• MATERIAL PROVIDED:
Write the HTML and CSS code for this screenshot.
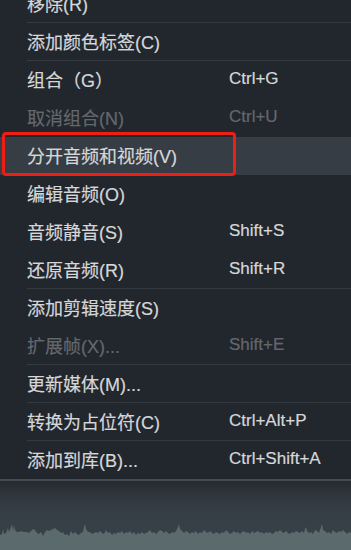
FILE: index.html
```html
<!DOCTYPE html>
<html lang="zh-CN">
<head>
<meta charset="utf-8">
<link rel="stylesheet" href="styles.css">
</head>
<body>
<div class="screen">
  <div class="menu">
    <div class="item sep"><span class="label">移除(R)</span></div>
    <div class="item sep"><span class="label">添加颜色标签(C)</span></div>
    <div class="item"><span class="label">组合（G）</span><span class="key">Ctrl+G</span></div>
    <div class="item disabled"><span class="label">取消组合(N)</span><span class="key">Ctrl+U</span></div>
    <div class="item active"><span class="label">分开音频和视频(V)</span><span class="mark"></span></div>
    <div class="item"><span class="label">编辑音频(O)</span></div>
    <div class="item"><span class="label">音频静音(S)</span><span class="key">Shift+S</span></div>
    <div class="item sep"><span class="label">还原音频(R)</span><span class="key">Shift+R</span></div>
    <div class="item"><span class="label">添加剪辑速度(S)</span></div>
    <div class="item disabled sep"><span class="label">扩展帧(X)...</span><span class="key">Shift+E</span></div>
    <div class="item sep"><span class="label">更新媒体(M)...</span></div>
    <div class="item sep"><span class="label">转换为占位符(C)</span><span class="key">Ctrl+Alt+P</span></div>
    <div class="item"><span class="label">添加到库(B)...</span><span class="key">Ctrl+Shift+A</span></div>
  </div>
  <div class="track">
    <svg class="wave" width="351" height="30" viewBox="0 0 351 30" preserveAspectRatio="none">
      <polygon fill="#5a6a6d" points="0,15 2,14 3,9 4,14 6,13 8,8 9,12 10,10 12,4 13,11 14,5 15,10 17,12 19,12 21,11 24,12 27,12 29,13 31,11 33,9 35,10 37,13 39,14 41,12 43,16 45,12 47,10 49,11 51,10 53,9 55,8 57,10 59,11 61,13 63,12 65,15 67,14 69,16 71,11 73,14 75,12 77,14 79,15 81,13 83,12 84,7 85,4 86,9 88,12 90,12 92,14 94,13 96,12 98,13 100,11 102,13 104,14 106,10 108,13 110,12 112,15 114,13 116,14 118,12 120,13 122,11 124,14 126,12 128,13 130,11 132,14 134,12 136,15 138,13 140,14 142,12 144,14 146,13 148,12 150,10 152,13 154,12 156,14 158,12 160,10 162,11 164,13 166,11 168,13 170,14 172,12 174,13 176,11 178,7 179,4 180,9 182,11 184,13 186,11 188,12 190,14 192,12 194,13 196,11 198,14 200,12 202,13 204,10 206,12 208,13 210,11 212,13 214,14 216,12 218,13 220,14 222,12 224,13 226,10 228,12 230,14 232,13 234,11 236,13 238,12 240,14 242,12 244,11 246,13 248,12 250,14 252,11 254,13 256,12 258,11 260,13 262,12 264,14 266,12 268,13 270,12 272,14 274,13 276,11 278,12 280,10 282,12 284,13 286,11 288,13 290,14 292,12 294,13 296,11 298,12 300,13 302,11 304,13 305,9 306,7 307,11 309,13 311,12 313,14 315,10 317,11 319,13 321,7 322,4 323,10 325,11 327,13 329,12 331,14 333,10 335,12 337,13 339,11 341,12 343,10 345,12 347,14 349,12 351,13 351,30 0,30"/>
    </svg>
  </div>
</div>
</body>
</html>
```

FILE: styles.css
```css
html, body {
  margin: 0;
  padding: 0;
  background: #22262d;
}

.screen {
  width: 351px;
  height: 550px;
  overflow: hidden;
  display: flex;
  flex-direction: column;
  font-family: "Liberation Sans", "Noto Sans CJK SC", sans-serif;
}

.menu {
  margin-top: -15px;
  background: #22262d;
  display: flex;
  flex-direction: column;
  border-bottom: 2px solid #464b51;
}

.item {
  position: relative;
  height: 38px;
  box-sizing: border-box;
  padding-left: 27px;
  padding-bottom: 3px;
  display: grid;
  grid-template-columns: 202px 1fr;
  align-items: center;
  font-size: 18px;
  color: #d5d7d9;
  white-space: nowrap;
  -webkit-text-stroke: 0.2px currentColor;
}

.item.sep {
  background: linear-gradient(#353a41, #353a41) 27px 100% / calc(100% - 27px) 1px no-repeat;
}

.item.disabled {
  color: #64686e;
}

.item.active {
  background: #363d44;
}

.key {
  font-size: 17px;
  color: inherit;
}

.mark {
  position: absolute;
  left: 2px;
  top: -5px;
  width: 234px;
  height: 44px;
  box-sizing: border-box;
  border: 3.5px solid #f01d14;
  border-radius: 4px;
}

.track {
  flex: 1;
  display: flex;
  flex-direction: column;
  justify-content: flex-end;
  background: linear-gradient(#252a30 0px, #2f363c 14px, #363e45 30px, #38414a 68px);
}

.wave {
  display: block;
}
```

• SHORT EXERCISE:
Images in the data above are to be skipped. Retype all other material exactly.

• WRITTEN ANSWER:
Write the HTML and CSS code for this screenshot.
FILE: index.html
```html
<!DOCTYPE html>
<html lang="zh-CN">
<head>
<meta charset="utf-8">
<link rel="stylesheet" href="styles.css">
</head>
<body>
<div class="screen">
  <div class="menu">
    <div class="item sep"><span class="label">移除(R)</span></div>
    <div class="item sep"><span class="label">添加颜色标签(C)</span></div>
    <div class="item"><span class="label">组合（G）</span><span class="key">Ctrl+G</span></div>
    <div class="item disabled"><span class="label">取消组合(N)</span><span class="key">Ctrl+U</span></div>
    <div class="item active"><span class="label">分开音频和视频(V)</span><span class="mark"></span></div>
    <div class="item"><span class="label">编辑音频(O)</span></div>
    <div class="item"><span class="label">音频静音(S)</span><span class="key">Shift+S</span></div>
    <div class="item sep"><span class="label">还原音频(R)</span><span class="key">Shift+R</span></div>
    <div class="item"><span class="label">添加剪辑速度(S)</span></div>
    <div class="item disabled sep"><span class="label">扩展帧(X)...</span><span class="key">Shift+E</span></div>
    <div class="item sep"><span class="label">更新媒体(M)...</span></div>
    <div class="item sep"><span class="label">转换为占位符(C)</span><span class="key">Ctrl+Alt+P</span></div>
    <div class="item"><span class="label">添加到库(B)...</span><span class="key">Ctrl+Shift+A</span></div>
  </div>
  <div class="track">
    <svg class="wave" width="351" height="30" viewBox="0 0 351 30" preserveAspectRatio="none">
      <polygon fill="#5a6a6d" points="0,15 2,14 3,9 4,14 6,13 8,8 9,12 10,10 12,4 13,11 14,5 15,10 17,12 19,12 21,11 24,12 27,12 29,13 31,11 33,9 35,10 37,13 39,14 41,12 43,16 45,12 47,10 49,11 51,10 53,9 55,8 57,10 59,11 61,13 63,12 65,15 67,14 69,16 71,11 73,14 75,12 77,14 79,15 81,13 83,12 84,7 85,4 86,9 88,12 90,12 92,14 94,13 96,12 98,13 100,11 102,13 104,14 106,10 108,13 110,12 112,15 114,13 116,14 118,12 120,13 122,11 124,14 126,12 128,13 130,11 132,14 134,12 136,15 138,13 140,14 142,12 144,14 146,13 148,12 150,10 152,13 154,12 156,14 158,12 160,10 162,11 164,13 166,11 168,13 170,14 172,12 174,13 176,11 178,7 179,4 180,9 182,11 184,13 186,11 188,12 190,14 192,12 194,13 196,11 198,14 200,12 202,13 204,10 206,12 208,13 210,11 212,13 214,14 216,12 218,13 220,14 222,12 224,13 226,10 228,12 230,14 232,13 234,11 236,13 238,12 240,14 242,12 244,11 246,13 248,12 250,14 252,11 254,13 256,12 258,11 260,13 262,12 264,14 266,12 268,13 270,12 272,14 274,13 276,11 278,12 280,10 282,12 284,13 286,11 288,13 290,14 292,12 294,13 296,11 298,12 300,13 302,11 304,13 305,9 306,7 307,11 309,13 311,12 313,14 315,10 317,11 319,13 321,7 322,4 323,10 325,11 327,13 329,12 331,14 333,10 335,12 337,13 339,11 341,12 343,10 345,12 347,14 349,12 351,13 351,30 0,30"/>
    </svg>
  </div>
</div>
</body>
</html>
```

FILE: styles.css
```css
html, body {
  margin: 0;
  padding: 0;
  background: #22262d;
}

.screen {
  width: 351px;
  height: 550px;
  overflow: hidden;
  display: flex;
  flex-direction: column;
  font-family: "Liberation Sans", "Noto Sans CJK SC", sans-serif;
}

.menu {
  margin-top: -15px;
  background: #22262d;
  display: flex;
  flex-direction: column;
  border-bottom: 2px solid #464b51;
}

.item {
  position: relative;
  height: 38px;
  box-sizing: border-box;
  padding-left: 27px;
  padding-bottom: 3px;
  display: grid;
  grid-template-columns: 202px 1fr;
  align-items: center;
  font-size: 18px;
  color: #d5d7d9;
  white-space: nowrap;
  -webkit-text-stroke: 0.2px currentColor;
}

.item.sep {
  background: linear-gradient(#353a41, #353a41) 27px 100% / calc(100% - 27px) 1px no-repeat;
}

.item.disabled {
  color: #64686e;
}

.item.active {
  background: #363d44;
}

.key {
  font-size: 17px;
  color: inherit;
}

.mark {
  position: absolute;
  left: 2px;
  top: -5px;
  width: 234px;
  height: 44px;
  box-sizing: border-box;
  border: 3.5px solid #f01d14;
  border-radius: 4px;
}

.track {
  flex: 1;
  display: flex;
  flex-direction: column;
  justify-content: flex-end;
  background: linear-gradient(#252a30 0px, #2f363c 14px, #363e45 30px, #38414a 68px);
}

.wave {
  display: block;
}
```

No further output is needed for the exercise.